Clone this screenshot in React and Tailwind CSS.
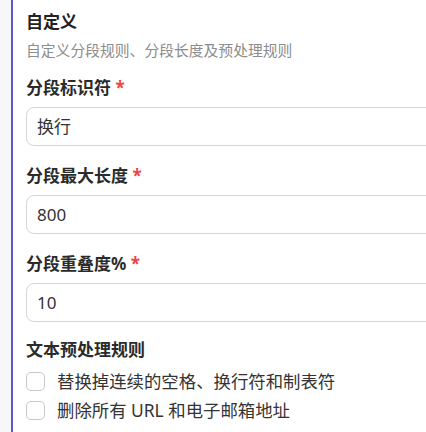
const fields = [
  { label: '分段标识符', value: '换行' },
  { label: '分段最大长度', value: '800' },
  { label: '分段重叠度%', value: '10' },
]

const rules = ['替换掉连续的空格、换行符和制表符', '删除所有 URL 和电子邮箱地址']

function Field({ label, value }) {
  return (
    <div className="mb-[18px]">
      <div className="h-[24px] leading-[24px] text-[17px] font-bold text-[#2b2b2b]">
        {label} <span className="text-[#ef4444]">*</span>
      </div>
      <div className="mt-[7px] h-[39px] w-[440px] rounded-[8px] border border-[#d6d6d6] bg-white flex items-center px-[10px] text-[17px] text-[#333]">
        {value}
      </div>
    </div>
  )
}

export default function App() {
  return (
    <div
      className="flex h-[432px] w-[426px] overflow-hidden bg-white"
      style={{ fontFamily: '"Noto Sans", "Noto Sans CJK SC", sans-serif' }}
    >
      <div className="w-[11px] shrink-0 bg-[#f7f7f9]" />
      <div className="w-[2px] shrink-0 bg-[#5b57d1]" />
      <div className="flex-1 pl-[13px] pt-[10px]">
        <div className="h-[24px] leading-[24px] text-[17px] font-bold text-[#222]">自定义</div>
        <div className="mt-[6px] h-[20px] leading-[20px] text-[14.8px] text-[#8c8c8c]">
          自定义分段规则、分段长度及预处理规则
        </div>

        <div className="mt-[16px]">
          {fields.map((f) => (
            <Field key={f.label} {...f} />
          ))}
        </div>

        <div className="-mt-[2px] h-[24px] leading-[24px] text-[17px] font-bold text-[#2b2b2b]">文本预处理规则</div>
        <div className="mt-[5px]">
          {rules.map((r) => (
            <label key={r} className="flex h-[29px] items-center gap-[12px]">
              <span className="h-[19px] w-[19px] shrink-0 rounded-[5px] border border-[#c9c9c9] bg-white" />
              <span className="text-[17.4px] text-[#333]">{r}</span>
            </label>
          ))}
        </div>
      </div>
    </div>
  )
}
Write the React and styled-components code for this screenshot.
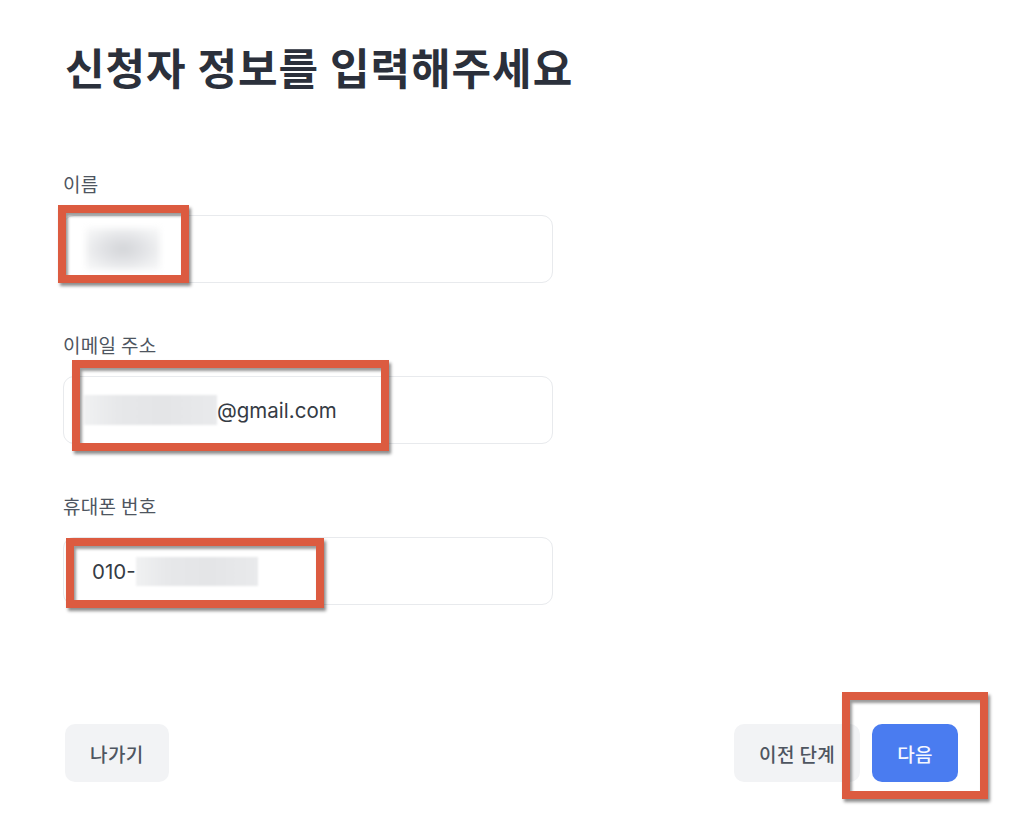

# TASK OBJECTIVE
Restate each entry word for word, please, but drop any images it holds.

# CORRECT OUTPUT
Clone this screenshot in React and Tailwind CSS.
const fields = [
  { label: '分段标识符', value: '换行' },
  { label: '分段最大长度', value: '800' },
  { label: '分段重叠度%', value: '10' },
]

const rules = ['替换掉连续的空格、换行符和制表符', '删除所有 URL 和电子邮箱地址']

function Field({ label, value }) {
  return (
    <div className="mb-[18px]">
      <div className="h-[24px] leading-[24px] text-[17px] font-bold text-[#2b2b2b]">
        {label} <span className="text-[#ef4444]">*</span>
      </div>
      <div className="mt-[7px] h-[39px] w-[440px] rounded-[8px] border border-[#d6d6d6] bg-white flex items-center px-[10px] text-[17px] text-[#333]">
        {value}
      </div>
    </div>
  )
}

export default function App() {
  return (
    <div
      className="flex h-[432px] w-[426px] overflow-hidden bg-white"
      style={{ fontFamily: '"Noto Sans", "Noto Sans CJK SC", sans-serif' }}
    >
      <div className="w-[11px] shrink-0 bg-[#f7f7f9]" />
      <div className="w-[2px] shrink-0 bg-[#5b57d1]" />
      <div className="flex-1 pl-[13px] pt-[10px]">
        <div className="h-[24px] leading-[24px] text-[17px] font-bold text-[#222]">自定义</div>
        <div className="mt-[6px] h-[20px] leading-[20px] text-[14.8px] text-[#8c8c8c]">
          自定义分段规则、分段长度及预处理规则
        </div>

        <div className="mt-[16px]">
          {fields.map((f) => (
            <Field key={f.label} {...f} />
          ))}
        </div>

        <div className="-mt-[2px] h-[24px] leading-[24px] text-[17px] font-bold text-[#2b2b2b]">文本预处理规则</div>
        <div className="mt-[5px]">
          {rules.map((r) => (
            <label key={r} className="flex h-[29px] items-center gap-[12px]">
              <span className="h-[19px] w-[19px] shrink-0 rounded-[5px] border border-[#c9c9c9] bg-white" />
              <span className="text-[17.4px] text-[#333]">{r}</span>
            </label>
          ))}
        </div>
      </div>
    </div>
  )
}
Write the React and styled-components code for this screenshot.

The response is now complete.